44th Parachute Brigade was a British Army Territorial Army parachute brigade, active from c.1950 to 1978.

==History==
===Formation===
From 1950-1956 it was one of the brigades of 16th Airborne Division. From 1956 the division was reduced to the 44th Independent Parachute Brigade Group, comprising the 10th (County of London), 12th (Yorkshire), 13th (Lancashire), 15th (Scottish) and 17th (Durham Light Infantry) battalions of the Parachute Regiment. Shortly after formation, the 12th and 13th Battalions were amalgamated as 12th/13th (Yorkshire and Lancashire) Battalion. In 1967, the TA battalions were reduced again, the 12th/13th and 17th being amalgamated to reform the 4th Battalion.

===Reformation in 1967===
It was re-formed on 1 April 1967 from 44th Independent Parachute Brigade Group (T.A.). The brigade was the only Territorial Army Parachute formation in the Army's order of battle. The following units were part of the brigade:

- Brigade Headquarters and Defence Platoon - based in Chelsea, London
- 289 Parachute Battery, Royal Horse Artillery (Volunteers) located in East Ham, London, (This was the former 289 Parachute Regiment, Royal Horse Artillery (T.A.), which had been composed of 'P','Q','R' and 'S' batteries). (This Battery left the brigade in 1977 when it converted to 289 Commando Battery, Royal Artillery)
- 131 Independent Parachute Squadron, Royal Engineers (Volunteers) - Squadron HQ in London with Troops in Birmingham, Hull and Grangemouth (In 1978 this became 131 Independent Commando Squadron (V) Royal Engineers)
- 44 Parachute Brigade Signal Troop, Royal Corps of Signals (Volunteers) - Based in Chelsea with the brigade HQ.
- 4th Battalion, Parachute Regiment (V) - Battalion HQ in Pudsey with Rifle Companies in Liverpool, Oldham, Gateshead and Norton.
- 10th (County of London) Battalion, Parachute Regiment - Battalion HQ in White City (West London) with Rifle Companies in White City, Finchley, Blackheath, Croydon and Aldershot
- 15th (Scottish) Parachute, Parachute Regiment - Battalion HQ in Glasgow with Companies in Glasgow, Aberdeen and Edinburgh
- 16th (Volunteer) Independent Company, Parachute Regiment - Lincoln
- 562 Parachute Squadron Royal Corps of Transport (Volunteers) - Southall with detachments A Troop at West Ham and B Troop in Dulwich.
- 144 Parachute Field Ambulance, Royal Army Medical Corps (Volunteers) - HQ was in Chelsea, London with detachments in Nottingham, Glasgow and Cardiff
- 44 Parachute Ordnance Field Park, Royal Army Ordnance Corps (Volunteers) - located at Heston in West London.
- 1 Parachute Provost Platoon, Royal Military Police (Volunteers) - located at Tulse Hill in South London.

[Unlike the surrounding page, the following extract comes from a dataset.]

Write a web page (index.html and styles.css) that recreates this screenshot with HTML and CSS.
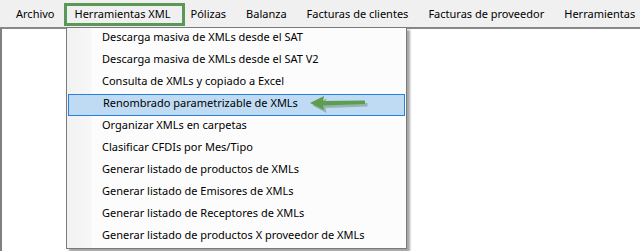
FILE: index.html
```html
<!DOCTYPE html>
<html lang="es">
<head>
  <meta charset="UTF-8">
  <title>Herramientas XML</title>
  <link rel="stylesheet" href="styles.css">
</head>
<body>
  <div class="menubar">
    <span class="menu-item">Archivo</span>
    <span class="menu-item active">Herramientas XML</span>
    <span class="menu-item">Pólizas</span>
    <span class="menu-item">Balanza</span>
    <span class="menu-item">Facturas de clientes</span>
    <span class="menu-item">Facturas de proveedor</span>
    <span class="menu-item">Herramientas</span>
  </div>

  <div class="workspace"></div>

  <!-- callout around the opened menu -->
  <div class="callout-box"></div>

  <div class="dropdown">
    <div class="dropdown-item">Descarga masiva de XMLs desde el SAT</div>
    <div class="dropdown-item">Descarga masiva de XMLs desde el SAT V2</div>
    <div class="dropdown-item">Consulta de XMLs y copiado a Excel</div>
    <div class="dropdown-item selected">Renombrado parametrizable de XMLs</div>
    <div class="dropdown-item">Organizar XMLs en carpetas</div>
    <div class="dropdown-item">Clasificar CFDIs por Mes/Tipo</div>
    <div class="dropdown-item">Generar listado de productos de XMLs</div>
    <div class="dropdown-item">Generar listado de Emisores de XMLs</div>
    <div class="dropdown-item">Generar listado de Receptores de XMLs</div>
    <div class="dropdown-item">Generar listado de productos X proveedor de XMLs</div>
  </div>

  <svg class="pointer-arrow" width="62" height="18" viewBox="0 0 62 18">
    <path d="M3 8.5 L17 1.5 L16 6.5 L58 6 L58 9.5 L16 11 L17 16 Z" fill="#3f6f36" opacity="0.35" transform="translate(1.5,2)"/>
    <path d="M2 8 L16 1 L15 6 L57 5.5 L57 9 L15 10.5 L16 15 Z" fill="#5e9c4e"/>
  </svg>
</body>
</html>
```

FILE: styles.css
```css
body {
  margin: 0;
  background: white;
  font-family: "Noto Sans", "Open Sans", sans-serif;
  font-size: 11px;
  color: #000;
  width: 640px;
  height: 251px;
  overflow: hidden;
  position: relative;
}
.menubar {
  height: 27px;
  background: #f0f0f0;
  display: flex;
  align-items: center;
  padding-left: 6px;
  white-space: nowrap;
}
.menu-item {
  padding: 0 10px;
  line-height: 20px;
}
.workspace {
  height: 224px;
  border-top: 2px solid #888;
  border-left: 2px solid #808080;
  background: white;
}
.callout-box {
  position: absolute;
  left: 64px;
  top: 3px;
  width: 115px;
  height: 17px;
  border: 3px solid #5b9857;
}
.dropdown {
  position: absolute;
  left: 66px;
  top: 27px;
  width: 339px;
  border: 1px solid #7a7a7a;
  background: linear-gradient(to right, #f1f1f1 0, #f7f7f7 24px, #fcfcfc 25px);
  box-shadow: 3px 3px 2px rgba(0,0,0,0.35);
  padding: 0;
}
.dropdown-item {
  height: 22px;
  line-height: 18px;
  padding-left: 35px;
  white-space: nowrap;
  box-sizing: border-box;
}
.dropdown-item.selected {
  margin: 0 1px;
  padding-left: 34px;
  background: #bfdbf4;
  border: 1px solid #2a7fdb;
  line-height: 16px;
}
.pointer-arrow {
  position: absolute;
  left: 308px;
  top: 95px;
}
```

The 44th Parachute Brigade (V) was disbanded on 31 March 1978. Only the 3 TA Parachute Battalions and 144 Field Ambulance remained as para units; 289 Battery RHA and 131 Squadron RE were converted to Commando units (289 reverting from RHA to RA) but retained their parachute role, while the remainder of the brigade units were either converted or disbanded.